The novelization of Star Trek: First Contact from 1996, which is available for anyone with a scribd membership here, has a section after the story titled “A First Look at Star Trek First Contact” on p. 242 which gives some insight into the decision on this. This section describes how screenwriters Brannon Braga and Ron Moore initially decided to have a story where the Borg went back in time and threatened some part of Earth’s history, and after considering a story set in the Renaissance, on p. 248 it talks about how they decided to set it at the time of Zefram Cochrane’s first warp flight:
It was then that lightning struck and they realized that by going back into The Next Generation’s past, they didn’t necessarily have to go back into the present day’s past—they could go into our future. And what event in our future is, perhaps, the most important event of Star Trek’s past?
There are two answers to that question: Cochrane’s first warp flight, and humanity’s first contact with aliens.

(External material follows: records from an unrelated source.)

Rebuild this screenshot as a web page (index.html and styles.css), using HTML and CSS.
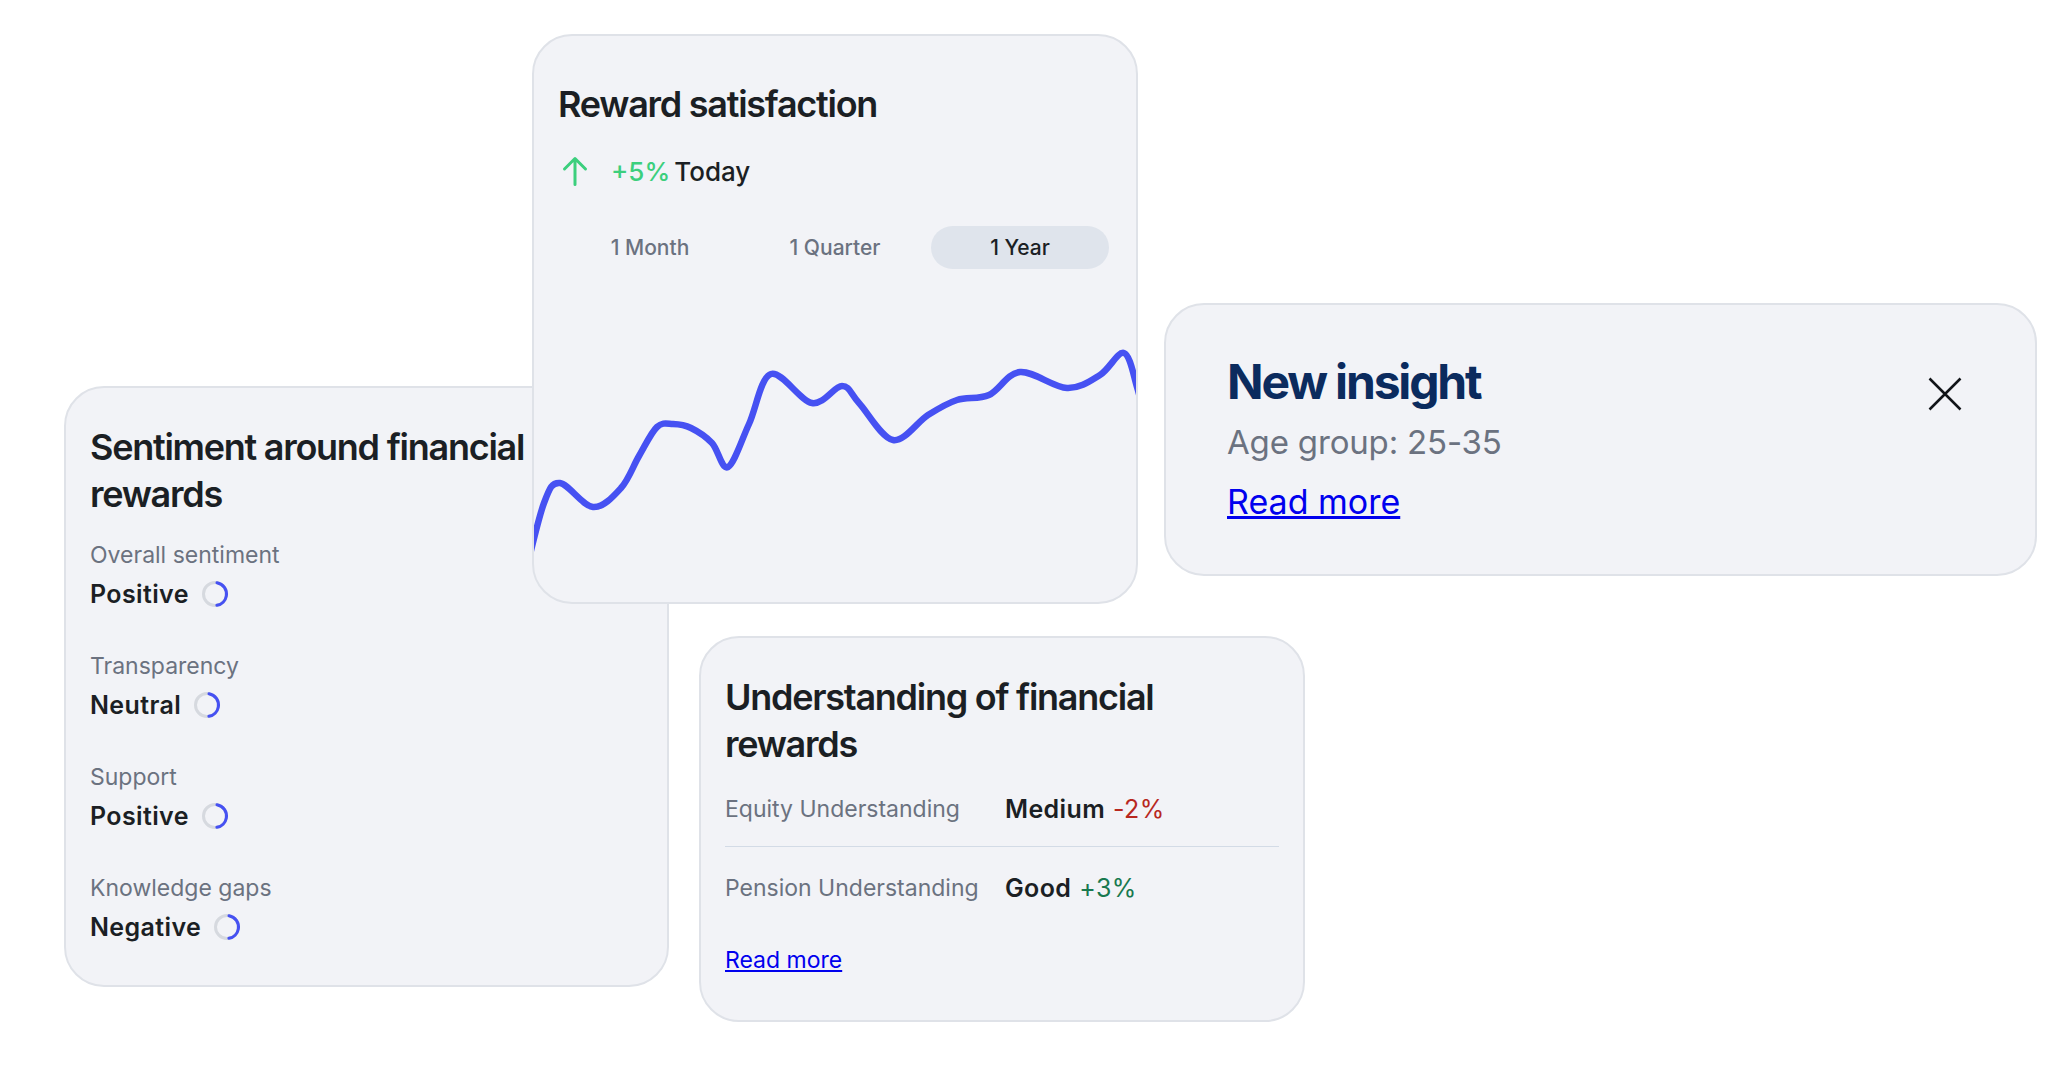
FILE: index.html
```html
<!DOCTYPE html>
<html lang="en">
<head>
<meta charset="utf-8">
<title>Rewards insights</title>
<link rel="stylesheet" href="styles.css">
</head>
<body>
<main class="canvas">

  <section class="card card-sentiment">
    <h2 class="title">Sentiment around financial rewards</h2>
    <dl class="metrics">
      <div class="metric">
        <dt class="metric-label">Overall sentiment</dt>
        <dd class="metric-value">Positive
          <svg class="spinner" viewBox="0 0 28 28" width="28" height="28"><circle class="spinner-track" cx="14" cy="14" r="11.5"/><circle class="spinner-arc" cx="14" cy="14" r="11.5" transform="rotate(-80 14 14)"/></svg>
        </dd>
      </div>
      <div class="metric">
        <dt class="metric-label">Transparency</dt>
        <dd class="metric-value">Neutral
          <svg class="spinner" viewBox="0 0 28 28" width="28" height="28"><circle class="spinner-track" cx="14" cy="14" r="11.5"/><circle class="spinner-arc" cx="14" cy="14" r="11.5" transform="rotate(-80 14 14)"/></svg>
        </dd>
      </div>
      <div class="metric">
        <dt class="metric-label">Support</dt>
        <dd class="metric-value">Positive
          <svg class="spinner" viewBox="0 0 28 28" width="28" height="28"><circle class="spinner-track" cx="14" cy="14" r="11.5"/><circle class="spinner-arc" cx="14" cy="14" r="11.5" transform="rotate(-80 14 14)"/></svg>
        </dd>
      </div>
      <div class="metric">
        <dt class="metric-label">Knowledge gaps</dt>
        <dd class="metric-value">Negative
          <svg class="spinner" viewBox="0 0 28 28" width="28" height="28"><circle class="spinner-track" cx="14" cy="14" r="11.5"/><circle class="spinner-arc" cx="14" cy="14" r="11.5" transform="rotate(-80 14 14)"/></svg>
        </dd>
      </div>
    </dl>
  </section>

  <section class="card card-reward">
    <h2 class="title">Reward satisfaction</h2>
    <div class="change">
      <svg class="change-icon" viewBox="0 0 28 32" width="28" height="32"><path d="M14 3.5V29.5M3.5 14L14 3.5L24.5 14"/></svg>
      <span class="change-pct">+5%</span>
      <span class="change-label">Today</span>
    </div>
    <div class="tabs">
      <span class="tab">1 Month</span>
      <span class="tab">1 Quarter</span>
      <span class="tab tab-active">1 Year</span>
    </div>
    <svg class="chart" viewBox="1 0 602 312" width="602" height="312">
      <path class="chart-line" d="M-8 285 C-4.8 273 5.2 228.3 11 213 C16.8 197.7 18.8 192.3 27 193 C35.2 193.7 49.8 216.2 60 217 C70.2 217.8 80.3 206.5 88 198 C95.7 189.5 100 176.2 106 166 C112 155.8 118.3 142.3 124 137 C129.7 131.7 134.3 133.8 140 134 C145.7 134.2 151.5 134.8 158 138 C164.5 141.2 172.8 146.5 179 153 C185.2 159.5 188.8 180.2 195 177 C201.2 173.8 208.8 149.5 216 134 C223.2 118.5 227.5 87.5 238 84 C248.5 80.5 267.2 111 279 113 C290.8 115 301.2 96 309 96 C316.8 96 317.5 104 326 113 C334.5 122 348.5 148 360 150 C371.5 152 384.3 131.7 395 125 C405.7 118.3 413.8 113.3 424 110 C434.2 106.7 445.5 109.7 456 105 C466.5 100.3 474 83.2 487 82 C500 80.8 520.7 97.5 534 98 C547.3 98.5 557.5 90.8 567 85 C576.5 79.2 584.8 61 591 63 C597.2 65 600.5 85.8 604 97 C607.5 108.2 610.7 124.5 612 130"/>
    </svg>
  </section>

  <section class="card card-insight">
    <div class="insight-body">
      <h2 class="insight-title">New insight</h2>
      <p class="insight-sub">Age group: 25-35</p>
      <a class="insight-link" href="#">Read more</a>
    </div>
    <svg class="close" viewBox="0 0 34 34" width="34" height="34"><path d="M1.5 1.5L32.5 32.5M32.5 1.5L1.5 32.5"/></svg>
  </section>

  <section class="card card-understanding">
    <h2 class="title title-tight">Understanding of financial rewards</h2>
    <div class="rows">
      <div class="row row-divided">
        <span class="row-label">Equity Understanding</span>
        <span class="row-value"><b class="row-level">Medium</b><span class="delta delta-down">-2%</span></span>
      </div>
      <div class="row row-last">
        <span class="row-label">Pension Understanding</span>
        <span class="row-value"><b class="row-level">Good</b><span class="delta delta-up">+3%</span></span>
      </div>
    </div>
    <a class="small-link" href="#">Read more</a>
  </section>

</main>
</body>
</html>
```

FILE: styles.css
```css
* {
  box-sizing: border-box;
  margin: 0;
  padding: 0;
}

body {
  margin: 0;
  background: #ffffff;
  font-family: Inter, "Noto Sans", sans-serif;
  color: #1b1f24;
}

.canvas {
  position: relative;
  width: 2048px;
  height: 1082px;
  overflow: hidden;
  background: #ffffff;
}

.card {
  position: absolute;
  background: #f2f3f7;
  border: 2px solid #dfe2e8;
  border-radius: 40px;
  overflow: hidden;
}

.card-sentiment {
  left: 64px;
  top: 386px;
  width: 605px;
  padding: 36px 24px 42px;
  z-index: 1;
}

.card-reward {
  left: 532px;
  top: 34px;
  width: 606px;
  padding: 45px 24px 0;
  z-index: 2;
}

.card-insight {
  left: 1164px;
  top: 303px;
  width: 873px;
  padding: 47px 73px 42px 61px;
  display: flex;
  align-items: flex-start;
}

.card-understanding {
  left: 699px;
  top: 636px;
  width: 606px;
  padding: 36px 24px 45px;
}

.title {
  font-size: 36px;
  font-weight: 600;
  line-height: 47px;
  letter-spacing: -0.035em;
  max-width: 470px;
  color: #1b1f24;
}

.title-tight {
  margin-bottom: 4px;
}

/* sentiment metrics */
.metrics {
  margin-top: 22px;
  display: flex;
  flex-direction: column;
  gap: 41px;
}

.metric-label {
  font-size: 23px;
  line-height: 30px;
  color: #6b7280;
}

.metric-value {
  margin-top: 8px;
  font-size: 25px;
  font-weight: 600;
  line-height: 32px;
  letter-spacing: 0.015em;
  display: flex;
  align-items: center;
  gap: 12px;
  color: #1b1f24;
}

.spinner {
  display: block;
  flex: none;
}

.spinner-track {
  fill: none;
  stroke: #d6d9df;
  stroke-width: 3;
}

.spinner-arc {
  fill: none;
  stroke: #4651f2;
  stroke-width: 3;
  stroke-linecap: round;
  stroke-dasharray: 32 73;
}

/* reward satisfaction */
.change {
  margin-top: 25px;
  height: 36px;
  display: flex;
  align-items: center;
  font-size: 26px;
  font-weight: 500;
}

.change-icon {
  display: block;
  margin-left: 3px;
  margin-right: 22px;
  fill: none;
  stroke: #3ccf7d;
  stroke-width: 3;
  stroke-linecap: round;
  stroke-linejoin: round;
}

.change-pct {
  color: #3ccf7d;
}

.change-label {
  margin-left: 4px;
  color: #1b1f24;
}

.tabs {
  margin: 37px 3px 0;
  display: grid;
  grid-template-columns: repeat(3, 1fr);
  gap: 7px;
}

.tab {
  height: 43px;
  border-radius: 22px;
  display: flex;
  align-items: center;
  justify-content: center;
  font-size: 21px;
  font-weight: 500;
  color: #6b7280;
}

.tab-active {
  background: #dfe4ec;
  color: #1b1f24;
}

.chart {
  display: block;
  margin: 21px -24px 0;
}

.chart-line {
  fill: none;
  stroke: #4651f2;
  stroke-width: 6.5;
  stroke-linecap: round;
  stroke-linejoin: round;
}

/* insight */
.insight-body {
  flex: 1;
  display: flex;
  flex-direction: column;
  align-items: flex-start;
}

.insight-title {
  font-size: 48px;
  font-weight: 700;
  line-height: 60px;
  letter-spacing: -0.045em;
  color: #0b2b5e;
}

.insight-sub {
  font-size: 33px;
  line-height: 60px;
  letter-spacing: -0.005em;
  color: #6b7280;
}

.insight-link {
  font-size: 34px;
  line-height: 60px;
  color: #0000ee;
  text-decoration: underline;
}

.close {
  display: block;
  flex: none;
  margin-top: 25px;
  fill: none;
  stroke: #111418;
  stroke-width: 2.5;
}

/* understanding */
.row {
  display: grid;
  grid-template-columns: 280px auto;
  align-items: center;
  padding: 21px 0;
  line-height: 32px;
}

.row-divided {
  border-bottom: 1px solid #d3dbe6;
}

.row-last {
  padding-top: 25px;
  padding-bottom: 19px;
}

.row-label {
  font-size: 23px;
  color: #6b7280;
}

.row-value {
  display: flex;
  align-items: baseline;
  gap: 8px;
  font-size: 25px;
  letter-spacing: 0.015em;
}

.row-level {
  font-weight: 600;
  color: #1b1f24;
}

.delta-down {
  color: #b8281f;
}

.delta-up {
  color: #19794f;
}

.small-link {
  display: inline-block;
  margin-top: 22px;
  font-size: 23px;
  line-height: 30px;
  color: #0000ee;
  text-decoration: underline;
}
```
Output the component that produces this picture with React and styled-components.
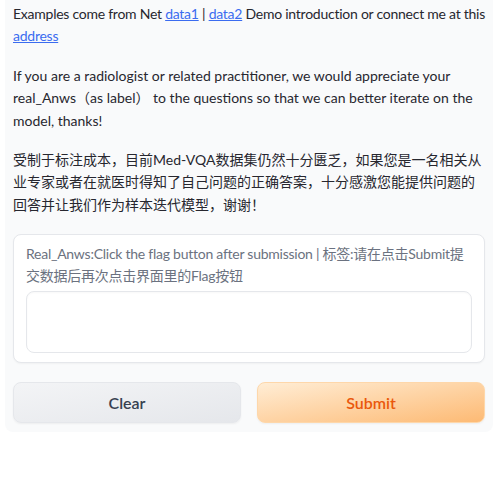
import React from "react";
import styled, { createGlobalStyle } from "styled-components";

const GlobalStyle = createGlobalStyle`
  html, body {
    margin: 0;
    padding: 0;
    background: #ffffff;
  }
  body {
    font-family: Lato, "Noto Sans CJK SC", sans-serif;
  }
`;

const Panel = styled.div`
  width: 488px;
  margin-left: 5px;
  box-sizing: border-box;
  padding: 3px 8px 9px;
  background-color: #f9fafb;
  border-radius: 0 0 8px 8px;
`;

const Prose = styled.p`
  margin: 0 0 17px;
  font-size: 14px;
  line-height: 22.4px;
  letter-spacing: ${(p) => (p.$tight ? "-0.25px" : "0")};
  color: #27272f;

  &:last-of-type {
    margin-bottom: 18px;
  }
`;

const Link = styled.a`
  color: #3b6cf0;
  text-decoration: underline;
`;

const Block = styled.div`
  background: #ffffff;
  border: 1px solid #e5e7eb;
  border-radius: 8px;
  padding: 8px 12px 9px;
  box-shadow: 0 1px 2px rgba(0, 0, 0, 0.04);
`;

const Label = styled.span`
  display: block;
  margin-bottom: 4px;
  font-size: 14px;
  line-height: 22px;
  letter-spacing: -0.25px;
  color: #6b7280;
`;

const TextArea = styled.textarea`
  display: block;
  width: 100%;
  height: 62px;
  box-sizing: border-box;
  resize: none;
  border: 1px solid #e5e7eb;
  border-radius: 8px;
  background: #ffffff;
  box-shadow: inset 0 1px 2px rgba(0, 0, 0, 0.03);
  padding: 8px 10px;
  font: inherit;
  outline: none;
`;

const ButtonRow = styled.div`
  display: grid;
  grid-template-columns: 1fr 1fr;
  gap: 16px;
  margin-top: 19px;
`;

const Button = styled.button`
  height: 41px;
  border-radius: 8px;
  font-family: Lato, "Noto Sans CJK SC", sans-serif;
  font-size: 16px;
  font-weight: 600;
  cursor: pointer;
  box-shadow: 0 1px 2px rgba(0, 0, 0, 0.05);
  border: 1px solid ${(p) => (p.$primary ? "#fed7aa" : "#e5e7eb")};
  color: ${(p) => (p.$primary ? "#ea580c" : "#374151")};
  background: ${(p) =>
    p.$primary
      ? "linear-gradient(to bottom right, #ffedd5, #fdba74)"
      : "linear-gradient(to bottom right, #f3f4f6, #e5e7eb)"};
`;

export default function App() {
  return (
    <>
      <GlobalStyle />
      <Panel>
        <Prose $tight>
          Examples come from Net <Link href="#">data1</Link> |{" "}
          <Link href="#">data2</Link> Demo introduction or connect me at this{" "}
          <Link href="#">address</Link>
        </Prose>
        <Prose>
          If you are a radiologist or related practitioner, we would appreciate
          your real_Anws（as label） to the questions so that we can better
          iterate on the model, thanks!
        </Prose>
        <Prose>
          受制于标注成本，目前Med-VQA数据集仍然十分匮乏，如果您是一名相关从业专家或者在就医时得知了自己问题的正确答案，十分感激您能提供问题的回答并让我们作为样本迭代模型，谢谢！
        </Prose>
        <Block>
          <Label>
            Real_Anws:Click the flag button after submission | 标签:请在点击Submit提交数据后再次点击界面里的Flag按钮
          </Label>
          <TextArea rows={2} />
        </Block>
        <ButtonRow>
          <Button>Clear</Button>
          <Button $primary>Submit</Button>
        </ButtonRow>
      </Panel>
    </>
  );
}
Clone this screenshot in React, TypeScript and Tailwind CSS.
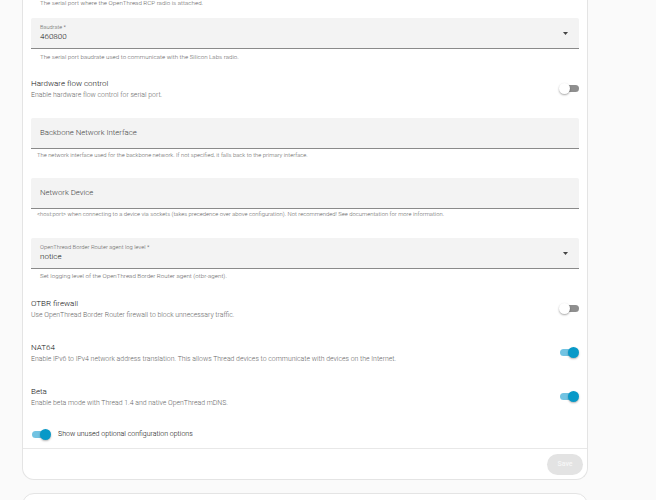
import React from "react";

function Toggle({ on }: { on: boolean }) {
  return (
    <div className="relative w-[20px] h-[11px] shrink-0">
      <div
        className={
          on
            ? "absolute left-[1px] right-[3px] top-[2px] h-[7px] rounded-full bg-[#72c3e2]"
            : "absolute left-[3px] right-0 top-[2px] h-[7px] rounded-full bg-[#8f8f8f]"
        }
      />
      <div
        className={
          on
            ? "absolute right-0 top-0 w-[11px] h-[11px] rounded-full bg-[#0899c8] shadow-[0_1px_2px_rgba(0,0,0,0.3)]"
            : "absolute left-0 top-0 w-[11px] h-[11px] rounded-full bg-white shadow-[0_1px_2px_rgba(0,0,0,0.35)]"
        }
      />
    </div>
  );
}

function SwitchRow({ title, desc, on, mt }: { title: string; desc: string; on: boolean; mt: string }) {
  return (
    <div className={`flex items-center justify-between ${mt}`}>
      <div className="flex flex-col">
        <div className="text-[8px] leading-[11px] font-light text-[#111]">{title}</div>
        <div className="mt-[2px] text-[6.9px] leading-[9px] font-light text-[#666]">{desc}</div>
      </div>
      <Toggle on={on} />
    </div>
  );
}

function Arrow() {
  return (
    <svg width="5" height="3" viewBox="0 0 5 3" className="shrink-0">
      <path d="M0 0 L5 0 L2.5 3 Z" fill="#444" />
    </svg>
  );
}

export default function App() {
  return (
    <div className="w-[656px] h-[500px] overflow-hidden bg-[#fafafa] font-light" style={{ fontFamily: "Roboto, 'Liberation Sans', sans-serif" }}>
      <div className="ml-[22px] w-[566px] bg-white border-x border-b border-[#e4e4e4] rounded-b-[12px]">
        <div className="px-[8px] pb-[8px]">
          <div className="-mt-px h-[8px] pl-[9px] text-[6.2px] leading-[8px] text-[#666]">
            The serial port where the OpenThread RCP radio is attached.
          </div>

          <div className="mt-[11px] h-[31px] bg-[#f3f3f3] rounded-t-[2px] border-b border-[#8a8a8a] flex items-center justify-between pl-[9px] pr-[11px]">
            <div className="flex flex-col self-start pt-[6px]">
              <div className="text-[5.6px] leading-[6px] text-[#666]">Baudrate *</div>
              <div className="mt-[1px] text-[8px] leading-[12px] text-[#111]">460800</div>
            </div>
            <Arrow />
          </div>
          <div className="mt-[4px] h-[8px] pl-[9px] text-[6.2px] leading-[8px] text-[#666]">
            The serial port baudrate used to communicate with the Silicon Labs radio.
          </div>

          <SwitchRow
            mt="mt-[16.5px]"
            title="Hardware flow control"
            desc="Enable hardware flow control for serial port."
            on={false}
          />

          <div className="mt-[18.5px] h-[31px] bg-[#f3f3f3] rounded-t-[2px] border-b border-[#8a8a8a] flex items-center pl-[9px]">
            <div className="text-[7.8px] leading-[12px] text-[#444]">Backbone Network Interface</div>
          </div>
          <div className="mt-[2px] h-[8px] pl-[6px] text-[5.85px] leading-[8px] text-[#666]">
            The network interface used for the backbone network. If not specified, it falls back to the primary interface.
          </div>

          <div className="mt-[19px] h-[31px] bg-[#f3f3f3] rounded-t-[2px] border-b border-[#8a8a8a] flex items-center pl-[9px]">
            <div className="text-[7.8px] leading-[12px] text-[#444]">Network Device</div>
          </div>
          <div className="mt-[1px] h-[8px] pl-[6px] text-[5.85px] leading-[8px] text-[#666]">
            &lt;host:port&gt; when connecting to a device via sockets (takes precedence over above configuration). Not recommended! See documentation for more information.
          </div>

          <div className="mt-[20px] h-[31px] bg-[#f3f3f3] rounded-t-[2px] border-b border-[#8a8a8a] flex items-center justify-between pl-[9px] pr-[11px]">
            <div className="flex flex-col self-start pt-[6px]">
              <div className="text-[5.8px] leading-[6px] text-[#666]">OpenThread Border Router agent log level *</div>
              <div className="mt-[1px] text-[8px] leading-[12px] text-[#111]">notice</div>
            </div>
            <Arrow />
          </div>
          <div className="mt-[3px] h-[8px] pl-[9px] text-[6.2px] leading-[8px] text-[#666]">
            Set logging level of the OpenThread Border Router agent (otbr-agent).
          </div>

          <SwitchRow
            mt="mt-[17.5px]"
            title="OTBR firewall"
            desc="Use OpenThread Border Router firewall to block unnecessary traffic."
            on={false}
          />
          <SwitchRow
            mt="mt-[22px]"
            title="NAT64"
            desc="Enable IPv6 to IPv4 network address translation. This allows Thread devices to communicate with devices on the Internet."
            on={true}
          />
          <SwitchRow
            mt="mt-[22px]"
            title="Beta"
            desc="Enable beta mode with Thread 1.4 and native OpenThread mDNS."
            on={true}
          />

          <div className="mt-[20.5px] h-[12px] flex items-center gap-[7px]">
            <Toggle on={true} />
            <div className="text-[7px] leading-[12px] text-[#111]">Show unused optional configuration options</div>
          </div>
        </div>
        <div className="border-t border-[#e8e8e8] flex justify-end pt-[5px] pb-[4px] pr-[4px]">
          <button className="w-[36px] h-[21px] rounded-full bg-[#e3e3e3] text-[7px] font-medium text-[#f7f7f7]">
            Save
          </button>
        </div>
      </div>
      <div className="mt-[13px] ml-[22px] w-[566px] h-[40px] bg-white border border-[#e4e4e4] rounded-t-[12px]" />
    </div>
  );
}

In thirty years of Star Trek story-telling, neither one of these pivotal events had ever been described in a filmed episode or motion picture—though it had been established in a fourth-season The Next Generation episode, also called “First Contact,” that another world’s first warp flight was the triggering mechanism by which the Federation made contact with a new race and revealed the existence of an interstellar civilization.
In other words, according to Star Trek’s own rules, Cochrane’s first warp flight and humanity’s first contact with aliens might be two events that were inextricably linked.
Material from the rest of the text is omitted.